Talking about something with someone can be more valuable if they misunderstand you than if they just agree, because you have to revisit the topic in greater detail, investigate it's mechanics.

But an RPG that just resolved into semantics, contradicting dice rolls and complication, would be like a chess game that no-one ever won. You need a bit of that logos thing going on too, so that people can express an idea and know that they have expressed it. Get the feedback coming back that their thing has landed.

In that other model of rpgs as conversation, an rpg is about facilitating mutual understanding of creative ideas, clearing out the confusions of a few people talking about something imaginary, and helping them to know they understand each other.
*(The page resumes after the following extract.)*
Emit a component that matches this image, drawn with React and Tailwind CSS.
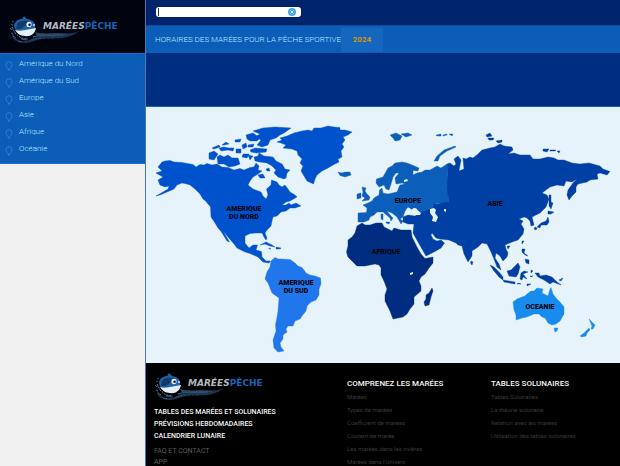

There's also a strand of rpgs as short term aural history too, which probably relates to this idea of being "heard" and being able to get a reflection of your own ideas back at you, in the sense that aural history requires you to be able to bounce an idea back and forth between people without it changing much, so that it can actually be stored independent of a single persons memory.

 



16. On 2017-07-15, Vincent said:

Sure! With you so far.

 



17. On 2017-07-21, Roger said:

This makes me think some things.

1.  A conversation between whom?  The obvious answer is the players, but I feel like that might not be the whole story.  I could be wrong though.

2.  There's an old joke in computer programming:  "You can write BASIC in any language."  The parallel here—"You can play D&D in any game."  Some conversations are more or less easier to conduct, but they all CAN happen.  I think.

3.  Asymmetrical conversations happen all the time.  I think it might be the more common mode, now that I give it some thought.

4.  Hey, remember our old pal Egri?  This marries into Premise really seamlessly.

 



18. On 2017-07-23, David Berg said:

"Try to put the right words in the player's ear" sounds like a constructive way to think about it!  Nice.